Distingue además entre los versos de Soñar como es debido… una muy eficaz inclinación hacia lo narrativo o descriptivo: “Despierto a media mañana y todo está en coma. Me arrastro e intento recoger mis pedazos, pero me faltan las manos; tardo en dar con ellas…”. Tal inclinación parece ser conducto idóneo para que Abel se adentre en una de las zonas que más me atraen de su poesía, la de lo implícito, lo aludido mucho más que expresado, un ámbito en el que suele hervir siempre la amargura y a veces también la roña, por más que en modo alguno resten ni pizca del encanto poético. Tampoco restan, sino suman, las niveladoras floraciones del sarcasmo: “En el espejo asoma un ignorante sin paliativo”.
La meditación y el auto-examen, tanto como la nostalgia y algún incontenido pesimismo, son constantes en los libros de Abel y Andrés. Es la óptica de quienes, al parecer, han visto mucho pero gustan muy poco de lo que han visto. Y es también acre desgarramiento de la conciencia, aunque gozosamente sublimado por la maestría poética.
El libro de Andrés, En el segundo cero, configura una síntesis de ese excepcional don poético que no se nutre más que de sí mismo. Summum de elegancia, delicadeza y lucidez, podría decirse que su poesía se muestra destinada a cumplir cierta máxima aspiración de Leopardi, quien pretendió limpiar el lenguaje de todo artificio, hasta un punto en que fuera posible conseguir que cada poema pesara menos que el resplandor de la luna.
Asombra realmente (y puede cortar el resuello) la ingeniosa sencillez con que Andrés estructura sus composiciones: “Me/gustaría saber/lo que gorjea/en la íntima soledad/del poema”.

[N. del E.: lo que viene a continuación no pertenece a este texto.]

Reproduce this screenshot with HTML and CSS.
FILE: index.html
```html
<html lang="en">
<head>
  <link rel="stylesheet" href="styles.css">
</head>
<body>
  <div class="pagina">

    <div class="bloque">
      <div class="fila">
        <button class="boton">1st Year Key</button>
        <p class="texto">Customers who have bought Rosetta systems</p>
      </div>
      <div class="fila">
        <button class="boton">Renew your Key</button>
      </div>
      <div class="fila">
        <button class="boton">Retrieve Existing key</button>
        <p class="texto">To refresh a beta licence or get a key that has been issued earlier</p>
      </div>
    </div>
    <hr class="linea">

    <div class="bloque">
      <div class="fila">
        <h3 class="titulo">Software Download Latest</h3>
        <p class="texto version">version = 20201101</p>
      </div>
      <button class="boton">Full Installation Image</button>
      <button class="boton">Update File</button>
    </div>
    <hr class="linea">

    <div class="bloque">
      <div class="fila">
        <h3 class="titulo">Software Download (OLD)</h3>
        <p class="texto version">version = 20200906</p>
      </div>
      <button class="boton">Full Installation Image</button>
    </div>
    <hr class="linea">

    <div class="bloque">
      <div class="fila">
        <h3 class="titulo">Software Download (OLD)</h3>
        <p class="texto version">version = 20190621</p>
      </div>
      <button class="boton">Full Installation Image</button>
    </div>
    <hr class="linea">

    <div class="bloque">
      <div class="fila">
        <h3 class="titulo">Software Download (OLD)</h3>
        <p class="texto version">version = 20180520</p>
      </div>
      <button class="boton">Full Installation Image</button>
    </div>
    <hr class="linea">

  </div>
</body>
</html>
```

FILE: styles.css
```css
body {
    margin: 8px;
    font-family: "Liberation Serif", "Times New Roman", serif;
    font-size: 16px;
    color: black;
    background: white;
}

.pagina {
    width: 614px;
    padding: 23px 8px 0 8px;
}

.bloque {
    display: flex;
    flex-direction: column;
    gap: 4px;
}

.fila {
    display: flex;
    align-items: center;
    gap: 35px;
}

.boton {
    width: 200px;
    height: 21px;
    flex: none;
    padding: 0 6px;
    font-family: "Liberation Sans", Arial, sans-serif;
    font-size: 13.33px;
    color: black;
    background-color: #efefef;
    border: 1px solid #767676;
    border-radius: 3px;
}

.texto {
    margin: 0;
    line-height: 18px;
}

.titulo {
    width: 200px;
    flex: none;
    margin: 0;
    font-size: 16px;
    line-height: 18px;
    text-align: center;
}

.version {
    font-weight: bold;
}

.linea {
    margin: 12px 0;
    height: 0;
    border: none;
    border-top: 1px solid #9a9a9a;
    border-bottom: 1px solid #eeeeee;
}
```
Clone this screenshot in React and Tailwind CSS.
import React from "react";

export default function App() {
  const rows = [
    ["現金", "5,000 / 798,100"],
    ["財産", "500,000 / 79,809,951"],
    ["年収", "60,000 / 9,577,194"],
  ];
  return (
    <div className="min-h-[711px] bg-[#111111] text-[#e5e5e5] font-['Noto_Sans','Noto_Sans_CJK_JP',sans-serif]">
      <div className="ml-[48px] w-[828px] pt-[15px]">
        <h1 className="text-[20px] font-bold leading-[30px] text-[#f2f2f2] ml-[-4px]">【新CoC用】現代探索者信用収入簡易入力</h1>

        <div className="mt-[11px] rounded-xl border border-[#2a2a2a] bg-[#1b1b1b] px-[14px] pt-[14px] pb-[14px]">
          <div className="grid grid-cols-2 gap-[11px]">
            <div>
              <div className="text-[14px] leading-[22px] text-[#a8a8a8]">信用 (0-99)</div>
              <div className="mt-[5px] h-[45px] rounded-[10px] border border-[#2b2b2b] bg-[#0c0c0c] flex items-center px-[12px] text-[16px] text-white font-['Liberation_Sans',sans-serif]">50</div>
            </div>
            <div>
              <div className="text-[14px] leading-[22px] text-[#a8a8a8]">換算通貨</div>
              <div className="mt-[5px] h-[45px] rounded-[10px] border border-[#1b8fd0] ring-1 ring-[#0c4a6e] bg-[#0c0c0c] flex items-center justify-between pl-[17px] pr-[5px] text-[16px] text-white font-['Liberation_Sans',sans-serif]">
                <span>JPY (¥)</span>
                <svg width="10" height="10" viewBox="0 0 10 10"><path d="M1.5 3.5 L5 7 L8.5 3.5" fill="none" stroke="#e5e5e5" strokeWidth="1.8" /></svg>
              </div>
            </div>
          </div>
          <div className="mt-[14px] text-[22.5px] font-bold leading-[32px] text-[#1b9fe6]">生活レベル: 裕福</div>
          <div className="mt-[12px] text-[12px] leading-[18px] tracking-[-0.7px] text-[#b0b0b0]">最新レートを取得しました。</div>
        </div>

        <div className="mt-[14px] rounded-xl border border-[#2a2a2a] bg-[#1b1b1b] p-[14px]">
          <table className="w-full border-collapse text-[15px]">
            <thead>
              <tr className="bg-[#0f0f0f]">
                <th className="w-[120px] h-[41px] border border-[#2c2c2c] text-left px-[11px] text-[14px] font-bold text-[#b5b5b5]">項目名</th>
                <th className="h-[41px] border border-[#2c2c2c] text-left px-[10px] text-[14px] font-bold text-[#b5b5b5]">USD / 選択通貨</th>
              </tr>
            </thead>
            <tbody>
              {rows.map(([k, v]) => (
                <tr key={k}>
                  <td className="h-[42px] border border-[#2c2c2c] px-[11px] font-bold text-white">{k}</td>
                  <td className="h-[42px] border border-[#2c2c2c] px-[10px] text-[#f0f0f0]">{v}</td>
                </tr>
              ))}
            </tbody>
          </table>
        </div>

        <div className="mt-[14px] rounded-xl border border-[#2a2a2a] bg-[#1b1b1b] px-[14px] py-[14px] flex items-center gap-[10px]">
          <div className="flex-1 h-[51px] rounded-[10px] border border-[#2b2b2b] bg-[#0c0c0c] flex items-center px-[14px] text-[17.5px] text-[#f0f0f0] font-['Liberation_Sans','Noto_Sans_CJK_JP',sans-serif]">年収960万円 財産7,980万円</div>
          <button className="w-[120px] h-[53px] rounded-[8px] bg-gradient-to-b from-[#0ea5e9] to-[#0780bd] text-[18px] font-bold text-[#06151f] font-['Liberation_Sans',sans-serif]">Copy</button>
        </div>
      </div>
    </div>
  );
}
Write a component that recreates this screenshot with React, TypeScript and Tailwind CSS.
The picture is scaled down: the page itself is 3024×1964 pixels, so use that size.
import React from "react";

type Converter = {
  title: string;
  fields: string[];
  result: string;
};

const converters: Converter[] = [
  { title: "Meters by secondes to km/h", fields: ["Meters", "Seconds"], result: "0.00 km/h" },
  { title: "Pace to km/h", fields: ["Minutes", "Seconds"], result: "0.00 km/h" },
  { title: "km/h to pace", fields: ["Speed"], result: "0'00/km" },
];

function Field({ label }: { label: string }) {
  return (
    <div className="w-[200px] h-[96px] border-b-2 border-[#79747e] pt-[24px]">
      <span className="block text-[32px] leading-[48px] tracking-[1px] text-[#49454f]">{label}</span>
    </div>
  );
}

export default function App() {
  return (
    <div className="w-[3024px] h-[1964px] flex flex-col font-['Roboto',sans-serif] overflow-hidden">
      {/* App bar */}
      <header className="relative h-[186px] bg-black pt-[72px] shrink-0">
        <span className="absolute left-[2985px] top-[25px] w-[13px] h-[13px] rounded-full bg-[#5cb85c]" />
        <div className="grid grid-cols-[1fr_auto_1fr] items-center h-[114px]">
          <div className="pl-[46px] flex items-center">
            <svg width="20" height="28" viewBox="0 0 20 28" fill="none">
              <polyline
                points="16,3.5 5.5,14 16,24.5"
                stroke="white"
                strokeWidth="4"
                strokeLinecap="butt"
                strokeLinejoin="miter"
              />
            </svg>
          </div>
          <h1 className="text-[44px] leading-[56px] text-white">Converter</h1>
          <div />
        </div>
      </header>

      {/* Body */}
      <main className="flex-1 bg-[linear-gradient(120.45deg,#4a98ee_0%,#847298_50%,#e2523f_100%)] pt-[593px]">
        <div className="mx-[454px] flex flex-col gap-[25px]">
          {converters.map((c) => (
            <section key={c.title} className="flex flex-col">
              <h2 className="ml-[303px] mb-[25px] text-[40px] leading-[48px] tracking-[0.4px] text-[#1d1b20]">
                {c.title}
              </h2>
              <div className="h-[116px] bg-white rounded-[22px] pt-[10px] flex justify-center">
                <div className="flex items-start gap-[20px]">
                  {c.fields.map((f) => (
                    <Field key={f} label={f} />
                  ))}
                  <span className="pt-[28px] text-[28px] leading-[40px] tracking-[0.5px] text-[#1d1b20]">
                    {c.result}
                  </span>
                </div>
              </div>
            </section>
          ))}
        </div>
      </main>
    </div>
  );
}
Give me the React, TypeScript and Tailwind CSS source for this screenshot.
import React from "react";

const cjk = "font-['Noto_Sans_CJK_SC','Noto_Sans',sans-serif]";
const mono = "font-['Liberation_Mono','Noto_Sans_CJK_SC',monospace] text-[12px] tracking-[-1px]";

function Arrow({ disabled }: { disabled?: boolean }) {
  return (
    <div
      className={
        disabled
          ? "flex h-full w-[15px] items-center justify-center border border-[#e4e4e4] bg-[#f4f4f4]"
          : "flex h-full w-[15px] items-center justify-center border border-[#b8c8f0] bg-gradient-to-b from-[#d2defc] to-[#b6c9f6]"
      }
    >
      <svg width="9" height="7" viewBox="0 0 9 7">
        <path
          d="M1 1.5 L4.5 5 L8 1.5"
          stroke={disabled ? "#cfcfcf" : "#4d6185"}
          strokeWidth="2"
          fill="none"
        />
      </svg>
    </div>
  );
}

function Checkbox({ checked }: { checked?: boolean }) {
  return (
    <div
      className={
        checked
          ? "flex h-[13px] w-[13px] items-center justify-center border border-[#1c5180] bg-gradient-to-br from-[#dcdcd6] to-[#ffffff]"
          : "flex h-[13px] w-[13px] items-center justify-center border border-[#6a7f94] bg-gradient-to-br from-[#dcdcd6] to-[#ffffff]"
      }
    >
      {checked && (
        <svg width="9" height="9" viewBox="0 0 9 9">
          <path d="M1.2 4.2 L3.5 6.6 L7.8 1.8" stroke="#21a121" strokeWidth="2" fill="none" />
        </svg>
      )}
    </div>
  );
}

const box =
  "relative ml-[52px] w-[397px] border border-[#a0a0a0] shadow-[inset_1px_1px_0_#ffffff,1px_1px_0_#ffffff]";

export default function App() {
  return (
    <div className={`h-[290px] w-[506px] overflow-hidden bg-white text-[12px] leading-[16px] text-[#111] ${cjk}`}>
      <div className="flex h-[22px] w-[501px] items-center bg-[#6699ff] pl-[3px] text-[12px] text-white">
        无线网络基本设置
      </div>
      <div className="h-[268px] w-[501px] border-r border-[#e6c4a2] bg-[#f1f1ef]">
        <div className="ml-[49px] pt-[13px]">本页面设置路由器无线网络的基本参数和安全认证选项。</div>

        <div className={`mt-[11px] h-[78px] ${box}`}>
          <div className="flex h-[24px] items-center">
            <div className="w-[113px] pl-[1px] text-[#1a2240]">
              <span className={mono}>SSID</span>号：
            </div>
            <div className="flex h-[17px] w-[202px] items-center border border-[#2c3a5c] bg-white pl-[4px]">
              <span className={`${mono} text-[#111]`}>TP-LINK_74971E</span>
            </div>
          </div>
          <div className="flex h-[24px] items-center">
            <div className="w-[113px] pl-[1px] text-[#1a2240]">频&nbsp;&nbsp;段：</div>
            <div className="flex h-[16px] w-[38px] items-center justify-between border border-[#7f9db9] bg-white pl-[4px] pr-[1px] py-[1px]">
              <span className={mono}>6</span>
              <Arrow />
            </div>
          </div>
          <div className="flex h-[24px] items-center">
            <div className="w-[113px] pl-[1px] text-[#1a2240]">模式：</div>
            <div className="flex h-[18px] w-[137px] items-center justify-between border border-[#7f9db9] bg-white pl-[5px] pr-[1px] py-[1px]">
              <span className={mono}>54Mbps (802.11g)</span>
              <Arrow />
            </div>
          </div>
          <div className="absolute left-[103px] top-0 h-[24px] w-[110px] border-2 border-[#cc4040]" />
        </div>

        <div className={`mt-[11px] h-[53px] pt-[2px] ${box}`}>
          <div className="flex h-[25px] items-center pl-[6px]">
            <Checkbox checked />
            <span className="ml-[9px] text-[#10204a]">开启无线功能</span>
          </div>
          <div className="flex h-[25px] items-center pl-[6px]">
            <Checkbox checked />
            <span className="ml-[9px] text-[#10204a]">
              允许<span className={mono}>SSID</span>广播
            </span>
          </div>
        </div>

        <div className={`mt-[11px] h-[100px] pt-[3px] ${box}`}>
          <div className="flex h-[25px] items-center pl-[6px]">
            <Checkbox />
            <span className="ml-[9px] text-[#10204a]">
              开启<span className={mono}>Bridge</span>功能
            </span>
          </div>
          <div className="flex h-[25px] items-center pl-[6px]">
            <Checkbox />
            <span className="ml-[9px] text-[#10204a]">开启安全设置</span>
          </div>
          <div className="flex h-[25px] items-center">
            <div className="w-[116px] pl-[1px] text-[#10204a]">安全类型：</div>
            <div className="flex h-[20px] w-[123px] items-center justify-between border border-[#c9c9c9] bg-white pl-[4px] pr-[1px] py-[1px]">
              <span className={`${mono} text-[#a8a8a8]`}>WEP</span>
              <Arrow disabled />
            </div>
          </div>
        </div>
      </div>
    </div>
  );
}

Una mezcla cuasi mágica de sabiduría con la más depurada técnica tipifican su estilo de extraordinario poeta, un estilo para el que sólo encuentro precursores en algunos exponentes del Neoclasicismo europeo, o en los finos versos de Li po y de otros asiáticos: “Perros mudos le ladran al silencio/y lo pueblan de angustias”. Son emanaciones de una poesía que se reproduce sin más intervención que la de sus propias entrañas (como Jepri, la deidad egipcia), alumbrando poemas géiseres, llamémosles así, ya que aunque nacen a través de muy tenues aberturas, pronto se elevan convertidos en columnas de luminoso vapor, que es el alma del agua. “Ese gato/ronronea/con la nostalgia de un dios/Araña/el corazón arcaico de las pirámides/y sus ojos relampaguean/como diamantes frustrados/Caza/en jardines petrificados/el espejismo de un ruiseñor”.
Menos y más expresionista, más y menos hermética, más y menos densa según se trate de uno u otro hermano, en la poesía de Abel y Andrés Díaz Castro se combinan y a veces se intercambian lo objetivo y lo subjetivo, lo significante y lo difuso, lo inefable y lo ordinario: “Así que continúo enterrado hasta el alma/ en el verano. Y, para empezar, despierto/ del sueño/ de la muralla china, esa fe con que se/ llenaron tantas/fosas comunes”. “Si quieres esconderte en la luz/tienes que ser luz/si quieres esconderte en las sombras/tienes que ser sombra/Para esconderte entre los hombres/tienes que ser las dos”.
De importancia menor es que el único rasgo que a fuerza de identificar y enlazar resueltamente sus obras puede llegar a confundirlas, es la potente carga escéptica que ambas contienen. Pero ya sabemos que todo escepticismo implica un fundamento para la fe.